The marked decline in the neutral federal funds rate may be partially attributable to a range of persistent economic headwinds that have weighed on aggregate demand. Following the financial crisis, these headwinds included tighter underwriting standards and limited access to credit for some borrowers, deleveraging by many households to reduce debt burdens, contractionary fiscal policy, weak growth abroad coupled with a significant appreciation of the dollar, slower productivity and labor force growth, and elevated uncertainty about the economic outlook. Although the restraint imposed by many of these factors has declined noticeably over the past few years, some of these effects have remained significant. As these effects abate, the neutral federal funds rate should gradually move higher over time.

This view is implicitly reflected in participants’ projections of appropriate monetary policy.

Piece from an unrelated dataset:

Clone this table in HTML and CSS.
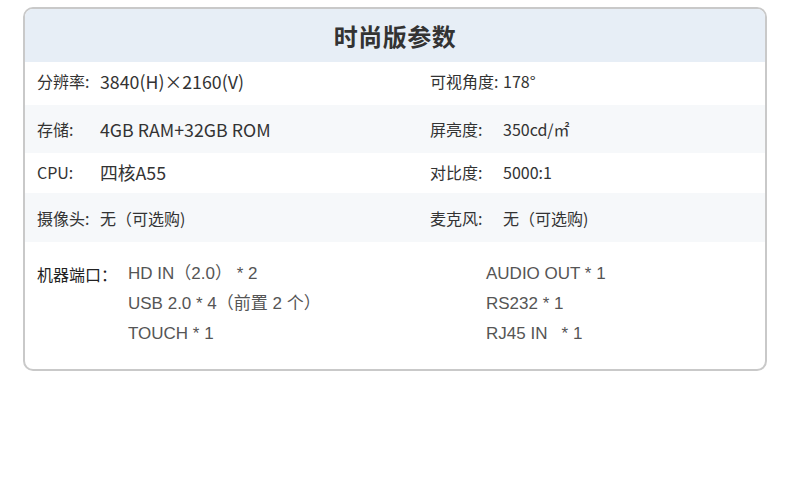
FILE: index.html
```html
<!DOCTYPE html>
<html lang="zh">
<head>
<meta charset="utf-8">
<link rel="stylesheet" href="styles.css">
</head>
<body>
<div class="card">
  <div class="head">时尚版参数</div>
  <div class="row r1">
    <div class="cell"><span class="lab">分辨率:</span><span class="val big">3840(H)×2160(V)</span></div>
    <div class="cell"><span class="lab lab-r">可视角度:</span><span class="val">178°</span></div>
  </div>
  <div class="row r2 alt">
    <div class="cell"><span class="lab">存储:</span><span class="val big">4GB RAM+32GB ROM</span></div>
    <div class="cell"><span class="lab lab-r">屏亮度:</span><span class="val">350cd/㎡</span></div>
  </div>
  <div class="row r3">
    <div class="cell"><span class="lab">CPU:</span><span class="val big">四核A55</span></div>
    <div class="cell"><span class="lab lab-r">对比度:</span><span class="val">5000:1</span></div>
  </div>
  <div class="row r4 alt">
    <div class="cell"><span class="lab">摄像头:</span><span class="val">无（可选购)</span></div>
    <div class="cell"><span class="lab lab-r">麦克风:</span><span class="val">无（可选购)</span></div>
  </div>
  <div class="ports">
    <div class="plab">机器端口：</div>
    <div class="pcol">
      <div>HD IN（2.0） * 2</div>
      <div>USB 2.0 * 4（前置 2 个）</div>
      <div>TOUCH * 1</div>
    </div>
    <div class="pcol">
      <div>AUDIO OUT * 1</div>
      <div>RS232 * 1</div>
      <div>RJ45 IN&nbsp;&nbsp; * 1</div>
    </div>
  </div>
</div>
</body>
</html>
```
FILE: styles.css
```css
html, body {
  margin: 0;
  padding: 0;
  background: #ffffff;
}
body {
  padding: 7px 23px 0;
  font-family: "Noto Sans CJK SC", "Noto Sans", sans-serif;
  color: #333333;
}
.card {
  width: 744px;
  box-sizing: border-box;
  border: 2px solid #c9c9c9;
  border-radius: 10px;
  overflow: hidden;
}
.head {
  height: 53px;
  padding-bottom: 1px;
  box-sizing: border-box;
  background: #e7eef6;
  display: flex;
  align-items: center;
  justify-content: center;
  font-size: 24px;
  font-weight: 700;
  color: #333333;
  letter-spacing: 0.5px;
}
.row {
  display: grid;
  grid-template-columns: 393px 1fr;
  align-items: center;
  padding-left: 12px;
  font-size: 16px;
  box-sizing: border-box;
}
.alt {
  background: #f6f8fa;
}
.r1 { height: 43px; padding-bottom: 6px; }
.r2 { height: 48px; }
.r3 { height: 40px; padding-bottom: 3px; }
.r4 { height: 49px; }
.cell {
  display: flex;
  align-items: center;
  white-space: nowrap;
}
.lab {
  width: 63px;
  flex: none;
}
.lab-r {
  width: 73px;
}
.big {
  font-size: 17.8px;
}
.ports {
  display: grid;
  grid-template-columns: 91px 358px 1fr;
  padding: 17px 0 20px 12px;
  line-height: 30px;
}
.plab {
  font-size: 16px;
  color: #222222;
}
.pcol {
  font-family: "Liberation Sans", Arial, "Noto Sans CJK SC", sans-serif;
  font-size: 17px;
  color: #555555;
  white-space: nowrap;
}
```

The median projection for the federal funds rate rises gradually to nearly 1-1/2 percent in late 2016 and 2-1/2 percent in late 2017. As the factors restraining economic growth continue to fade over time, the median rate rises to 3-1/4 percent by the end of 2018, close to its longer-run normal level. Compared with the projections made in September, a number of participants lowered somewhat their paths for the federal funds rate, although changes to the median path are fairly minor.

I think this is very important and I’ll try to explain why. Prior to the recession, it was assumed that the natural rate was about 2% in real terms, meaning after inflation.

That means that the Fed’s job is pretty simple: bring the Fed funds rate below 2% to get the economy going, and then bring it above 2% when the economy is running hot. As such, the trend of real Fed funds should oscillate between about 0% on the low end and 4% or so on the high end. Check out this chart:

After the recession hit, all that went out the window. The Fed believes that the natural rate tanked and probably went negative. I think that’s right.

Now the “sine wave” of real rates may fluctuate between, say, -2% and +2%. According to today’s blue dots, the Fed expects the real Fed funds rate (the blue line in the chart above) to be -0.9% at the end of this year. It will rise to -0.2% at the end of 2016, and to +0.5% by the end of 2017. The Fed believes the long-rate rate is 1.4% which we can assume is the Fed’s guess for the natural rate. I think that’s too high.

To me, what the new numbers are isn’t exactly important. It’s that we live in a new economic world. The old rules no longer apply.